COUR D'APPEL D'AIX-EN-PROVENCE
Chambre 1-8
ARRÊT AU FOND
DU 1er JUIN 2022
N° 2022/ 272
N° RG 19/12906
N° Portalis DBVB-V-B7D-BEXQC
SA EOS FRANCE
C/
[J] [X]
[M] [X]
Copie exécutoire délivrée
le :
à :
Me Sandra JUSTON
Me Cédric CABANES
Décision déférée à la Cour :
Jugement du Tribunal d'Instance d'AUBAGNE en date du 14 Mai 2019 enregistrée au répertoire général sous le n° 11-18-0001.
APPELANTE
SA EOS FRANCE
Anciennement EOS CONTENTIA, venant aux droits de la Société COFIDIS, prise en la personne de son représentant légal en exercice domicilié en cette qualité au siège sis 74 rue de la Fédération 75010 PARIS
représentée par Me Sandra JUSTON de la SCP BADIE SIMON-THIBAUD JUSTON, avocat au barreau d'AIX-EN-PROVENCE, ayant pour avocat plaidant Me Jean Bruno HUA, membre de la SELARL BENHAIM & HUA, avocat au barreau de MARSEILLE,
INTIMES
Madame [J] [X]
née le 15 Septembre 1955 à GUERANDE (44), demeurant 555 Route d'Holette Quartier Puchua Maison ARGI IZZARO 64310 ASCAIN
représentée par Me Cédric CABANES de la SCP LECLERC CABANES CANOVAS, avocat au barreau d'AIX-EN-PROVENCE, plaidant par Me Clotilde HAUWEL, membre de la SELARL L&H AVOCATS, avocat au barreau de LILLE
Monsieur [M] [X]
né le 29 octobre 1949 à TOULON, demeurant Avenue Cytharista Immeuble le Bali Bâtiment K - 13600 LA CIOTAT
assignation à étdude d'huissier le 05 novembre 2019,
défaillant
*-*-*-*-*
COMPOSITION DE LA COUR
L'affaire a été débattue le 08 Mars 2022 en audience publique.
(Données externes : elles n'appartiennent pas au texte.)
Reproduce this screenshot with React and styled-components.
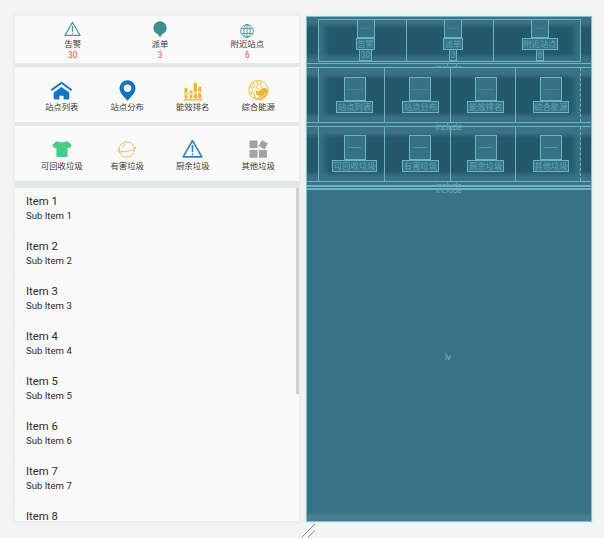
import React from "react";
import styled, { createGlobalStyle } from "styled-components";

const Global = createGlobalStyle`
  * { box-sizing: border-box; }
  body { margin: 0; background: #fff; font-family: Roboto, "Noto Sans CJK SC", sans-serif; overflow: hidden; }
`;
const Canvas = styled.main`
  position: relative;
  display: grid;
  grid-template-columns: 284px 286px;
  column-gap: 7px;
  width: 604px;
  height: 538px;
  padding: 16px 0 16px 15px;
  background: #f4f4f4;
`;
const Phone = styled.section`
  display: flex;
  flex-direction: column;
  height: 505px;
  background: #e5e8e8;
  box-shadow: 0 0 3px 2px #ececec;
`;
const Band = styled.div`
  display: grid;
  flex: none;
  grid-template-columns: repeat(${(p) => p.$cols}, 1fr);
  height: ${(p) => p.$height}px;
  margin-bottom: ${(p) => p.$gap}px;
  padding: ${(p) => p.$top}px 8px 0 14px;
  background: #fafafa;
`;
const Tile = styled.div`
  display: flex;
  flex-direction: column;
  align-items: center;
  min-width: 0;
`;
const IconSlot = styled.div`
  display: flex;
  align-items: center;
  justify-content: center;
  flex: none;
  width: 24px;
  height: ${(p) => p.$height}px;
  svg { display: block; overflow: visible; }
`;
const Label = styled.div`
  height: 12px;
  font-size: 8.4px;
  line-height: 12px;
  color: #383838;
  white-space: nowrap;
`;
const Count = styled.div`
  height: 11px;
  font-size: 8.4px;
  line-height: 11px;
  color: #e3524f;
`;
const List = styled.div`
  position: relative;
  flex: 1;
  min-height: 0;
  overflow: hidden;
  background: #fafafa;
`;
const Item = styled.div`
  height: 45px;
  padding: 6px 11px 0;
  border-bottom: 1px solid #f7f7f7;
  color: #2c2c2c;
`;
const Title = styled.div`
  font-size: 11.3px;
  line-height: 15px;
`;
const Sub = styled.div`
  font-size: 9.6px;
  line-height: 13px;
`;
const Scrollbar = styled.div`
  position: absolute;
  top: 0;
  right: 0;
  width: 3px;
  height: 206px;
  background: #d0d0d0;
`;

const LINE = "#6eb2c2";
const Blueprint = styled.section`
  display: flex;
  flex-direction: column;
  height: 506px;
  border: 1px solid #83bfce;
  background: #387285;
  box-shadow: 0 0 2px 1px #e4eef0;
`;
const PlanBand = styled.div`
  display: flex;
  flex: none;
  height: ${(p) => p.$height}px;
  padding: ${(p) => p.$pad};
  background: linear-gradient(#3d7386, #3a7184 6px, transparent 11px calc(100% - 10px), #3a7184 calc(100% - 4px)), #225a6c;
`;
const PlanGrid = styled.div`
  display: grid;
  flex: 1;
  grid-template-columns: repeat(${(p) => p.$cols}, 1fr);
  border: ${(p) => (p.$boxed ? `1px solid ${LINE}` : "0")};
  border-left: 1px solid ${LINE};
  border-right: 1px ${(p) => (p.$boxed ? "solid" : "dashed")} ${LINE};
  background: linear-gradient(90deg, #3b7386, #37708399 5px, transparent 10px calc(100% - 10px), #37708399 calc(100% - 5px), #3b7386);
`;
const PlanCell = styled.div`
  display: flex;
  flex-direction: column;
  align-items: center;
  min-width: 0;
  padding: ${(p) => p.$top}px 0 0 6px;
  & + & { border-left: 1px solid ${LINE}; }
`;
const PlanIcon = styled.div`
  display: flex;
  align-items: center;
  justify-content: center;
  flex: none;
  width: ${(p) => p.$width}px;
  height: ${(p) => p.$height}px;
  margin-top: ${(p) => p.$lift}px;
  border: 1px solid ${LINE};
  background: #367285;
`;
const Dash = styled.i`
  width: ${(p) => p.$width}px;
  height: 1px;
  background: #6aaaba;
  opacity: ${(p) => p.$opacity};
`;
const PlanText = styled.div`
  flex: none;
  height: 12px;
  padding: 0 0.5px;
  border: 1px solid ${LINE};
  margin-top: ${(p) => p.$lift}px;
  background: #367285;
  color: #60a5b6;
  font-size: 8.4px;
  line-height: 10px;
  white-space: nowrap;
`;
const PlanGap = styled.div`
  position: relative;
  z-index: 1;
  flex: none;
  height: ${(p) => p.$height}px;
  border: solid ${LINE};
  border-width: 1px 0;
  background: #367487;
`;
const Include = styled.span`
  position: absolute;
  top: ${(p) => p.$top}px;
  left: 0;
  width: 100%;
  height: ${(p) => p.$height}px;
  overflow: hidden;
  text-align: center;
  color: #6aacbc;
  font: 8.3px/${(p) => p.$line || 10}px "Liberation Sans", sans-serif;
`;
const PlanList = styled.div`
  display: flex;
  align-items: center;
  justify-content: center;
  flex: 1;
  padding: 2px 2px 0 0;
  border-top: 1px solid ${LINE};
  background: linear-gradient(#387285 calc(100% - 9px), #487f91 calc(100% - 5px));
  color: #78b8c7;
  font: 8.3px/10px "Liberation Sans", sans-serif;
`;
const Grip = styled.svg`
  position: absolute;
  left: 301px;
  top: 523px;
`;

const Warning = ({ size, color, w }) => (
  <svg width={size} height={size * 0.92} viewBox="0 0 24 22" fill="none" stroke={color} strokeWidth={w} strokeLinecap="round" strokeLinejoin="round">
    <path d="M12 1.8 22.7 20.4H1.3Z" />
    <path d="M12 7.5v7M12 17.4v.3" />
  </svg>
);
const Balloon = () => (
  <svg width="14" height="17" viewBox="0 -1 14 17" fill="#3b8f8e">
    <path d="M7 .3a6.7 6.7 0 0 1 6.7 6.6c0 3-1.9 5-4.5 6.2L7 16.5 4.8 13.1C2.2 11.9.3 9.9.3 6.9A6.7 6.7 0 0 1 7 .3Z" />
  </svg>
);
const Globe = () => (
  <svg width="14" height="14" viewBox="0 -2 14 14" fill="none" stroke="#3f9594" strokeWidth=".85">
    <circle cx="7" cy="7" r="6.4" />
    <ellipse cx="7" cy="7" rx="3.2" ry="6.4" />
    <path d="M7 .6v12.8M1.3 4.5h11.4M1.3 9.5h11.4" />
  </svg>
);
const House = () => (
  <svg width="21" height="19" viewBox="0 -1 21 19" fill="#1274c6">
    <path d="M.9 8.7 10.5 1.8 20.1 8.7" fill="none" stroke="#1274c6" strokeWidth="2" strokeLinecap="round" strokeLinejoin="round" />
    <path d="M10.5 5.9 18.3 11.5V17.3Q18.3 18.5 17.1 18.5H12.6V14.8H8.4V18.5H3.9Q2.7 18.5 2.7 17.3V11.5Z" />
  </svg>
);
const Pin = () => (
  <svg width="17" height="21" viewBox="0 -1 17 21">
    <path d="M8.5.2A8 8 0 0 1 16.5 8.1C16.5 13.2 11.5 17.5 8.5 20.8 5.5 17.5.5 13.2.5 8.1A8 8 0 0 1 8.5.2ZM8.5 4.5a3.7 3.7 0 1 0 0 7.4 3.7 3.7 0 0 0 0-7.4Z" fill="#1274c6" fillRule="evenodd" />
  </svg>
);
const Chart = () => (
  <svg width="20" height="19" viewBox="0 -2 20 19" fill="#efb52d">
    <path d="M1.5 6h3v10.5h-3zM6.5 8.5h2.8v8H6.5zM10.7 1h3.2v15.5h-3.2zM15.3 5h3v11.5h-3zM.8 17.3h18.7v1.2H.8z" />
    <path d="M1 13.6 6 10.6 10 13.2 14.5 9.2 19 11.5" fill="none" stroke="#fafafa" strokeWidth="1.7" />
    <path d="M1 13.6 6 10.6 10 13.2 14.5 9.2 19 11.5" fill="none" stroke="#efb52d" strokeWidth=".65" />
  </svg>
);
const Energy = () => (
  <svg width="21" height="21" viewBox="0 -.7 21 21" fill="none" stroke="#efb52d" strokeWidth=".95">
    <circle cx="10.5" cy="10.5" r="9.7" />
    <path d="M1.6 6.5 5 8.5 7 6.5 4.5 3M8 1.5 10 5 8 8 11 10M13 1.5 11.5 5 15 8.5M2 14 5 10.5" />
    <path d="M7.5 11.5 11 11.5 14 8.5 17 8 20 10.5C20 15 16 19.5 11.5 19.8L8 18.5 12 16.5 8 14.5Z" fill="#efb52d" stroke="none" />
    <path d="M2.5 15 5 13 8 17.5 5 18.5M9 13l3 1.5 4-2" />
    <path d="M10 18.5c3 0 6-2 8-5" stroke="#fafafa" strokeWidth=".7" />
  </svg>
);
const Shirt = () => (
  <svg width="20" height="17" viewBox="0 -.7 20 17" fill="#47cd85">
    <path d="M5.8.6C7.5 2 12.5 2 14.2.6L16.3 1 19.8 4.6 17.3 7.7 15.6 6.8V15.3Q15.6 16.4 14.5 16.4H5.5Q4.4 16.4 4.4 15.3V6.8L2.7 7.7.2 4.6 3.7 1Z" />
  </svg>
);
const Planet = () => (
  <svg width="20" height="18" viewBox="0 -.5 20 18" fill="none" stroke="#efbd62" strokeWidth="1">
    <circle cx="9.8" cy="9" r="7.7" />
    <path d="M2 8.3C.3 9.5.3 10.6 1.5 11c3 .9 13.500-.6 16.500-2.600 1.300-.9 1-2-.6-2M5.300 6.500Q6.300 4.500 8.200 3.800" strokeLinecap="round" />
  </svg>
);
const Blocks = () => (
  <svg width="19" height="18" viewBox="0 0 19 18" fill="#a3a3a3">
    <rect x=".5" y=".5" width="8" height="7.8" rx=".4" />
    <rect x=".5" y="10" width="8" height="7.8" rx=".4" />
    <rect x="9.9" y="10" width="8" height="7.8" rx=".4" />
    <rect x="10.7" y="1.3" width="7" height="7" rx=".4" transform="rotate(29 14.2 4.8)" />
  </svg>
);

const alerts = [
  { label: "告警", count: 30, icon: <Warning size={17} color="#4a9896" w={1.8} /> },
  { label: "派单", count: 3, icon: <Balloon /> },
  { label: "附近站点", count: 6, icon: <Globe /> },
];
const stations = [
  { label: "站点列表", icon: <House /> },
  { label: "站点分布", icon: <Pin /> },
  { label: "能效排名", icon: <Chart /> },
  { label: "综合能源", icon: <Energy /> },
];
const waste = [
  { label: "可回收垃圾", icon: <Shirt /> },
  { label: "有害垃圾", icon: <Planet /> },
  { label: "厨余垃圾", icon: <Warning size={21} color="#2e82c5" w={1.9} /> },
  { label: "其他垃圾", icon: <Blocks /> },
];

const Tiles = ({ items, slot }) =>
  items.map((t) => (
    <Tile key={t.label}>
      <IconSlot $height={slot}>{t.icon}</IconSlot>
      <Label>{t.label}</Label>
      {t.count !== undefined && <Count>{t.count}</Count>}
    </Tile>
  ));

const PlanTiles = ({ items, top, width, height, lift = 0, dash, opacity }) =>
  items.map((t) => (
    <PlanCell key={t.label} $top={top}>
      <PlanIcon $width={width} $height={height} $lift={lift}><Dash $width={dash} $opacity={opacity} /></PlanIcon>
      <PlanText $lift={0}>{t.label}</PlanText>
      {t.count !== undefined && <PlanText $lift={-1}>{t.count}</PlanText>}
    </PlanCell>
  ));

export default function App() {
  return (
    <>
      <Global />
      <Canvas>
        <Phone>
          <Band $cols={3} $height={47} $gap={4} $top={3}><Tiles items={alerts} slot={19} /></Band>
          <Band $cols={4} $height={55} $gap={4} $top={11}><Tiles items={stations} slot={23} /></Band>
          <Band $cols={4} $height={55} $gap={7} $top={11}><Tiles items={waste} slot={23} /></Band>
          <List>
            {[1, 2, 3, 4, 5, 6, 7, 8].map((n) => (
              <Item key={n}>
                <Title>Item {n}</Title>
                <Sub>Sub Item {n}</Sub>
              </Item>
            ))}
            <Scrollbar />
          </List>
        </Phone>
        <Blueprint>
          <PlanBand $height={46} $pad="2px 10px 1px 11px">
            <PlanGrid $cols={3} $boxed><PlanTiles items={alerts} top={0} width={18} height={19} lift={-1} dash={9} opacity={0.25} /></PlanGrid>
          </PlanBand>
          <PlanGap $height={5}><Include $top={0} $height={4} $line={8}>include</Include></PlanGap>
          <PlanBand $height={54} $pad="0 10px 0 11px">
            <PlanGrid $cols={4}><PlanTiles items={stations} top={9} width={22} height={24} dash={16} opacity={0.3} /></PlanGrid>
          </PlanBand>
          <PlanGap $height={5}><Include $top={-1} $height={10}>include</Include></PlanGap>
          <PlanBand $height={54} $pad="0 10px 0 11px">
            <PlanGrid $cols={4}><PlanTiles items={waste} top={8} width={22} height={25} dash={13} opacity={0.6} /></PlanGrid>
          </PlanBand>
          <PlanGap $height={5}>
            <Include $top={0} $height={4} $line={8}>include</Include>
            <Include $top={3} $height={10}>include</Include>
          </PlanGap>
          <PlanGap $height={3} />
          <PlanList>lv</PlanList>
        </Blueprint>
        <Grip width="15" height="15" viewBox="0 0 15 15" stroke="#8b8b8b" strokeWidth="1">
          <path d="M1 14 14 1M7 14 14 7.5" />
        </Grip>
      </Canvas>
    </>
  );
}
Conformément à l'article 804 du code de procédure civile, Monsieur Philippe COULANGE, Président a fait un rapport oral de l'affaire à l'audience avant les plaidoiries.
La Cour était composée de :
Monsieur Philippe COULANGE, Président
Madame Céline ROBIN-KARRER, Conseillère
Monsieur Jean-Paul PATRIARCHE, Conseiller
qui en ont délibéré.
Greffier lors des débats : Mme Maria FREDON.
Les parties ont été avisées que le prononcé de la décision aurait lieu par mise à disposition au greffe le 1er Juin 2022.
ARRÊT
Rendu par défaut, prononcé par mise à disposition au greffe le 1er Juin 2022, signé par Monsieur Philippe COULANGE, Président et Madame Maria FREDON, greffière auquel la minute de la décision a été remise par le magistrat signataire.
***
Monsieur et Madame [X] ont souscrit auprès de la SA COFIDIS un contrat de crédit utilisable par fraction sous la forme d'une formule « LIBRAVOU » n°606240180.
Des échéances n'ayant pas été réglées, l'organisme de crédit a adressé aux emprunteurs une mise en demeure de déchéance du crédit, restée sans effets, en date du 18 octobre 2001.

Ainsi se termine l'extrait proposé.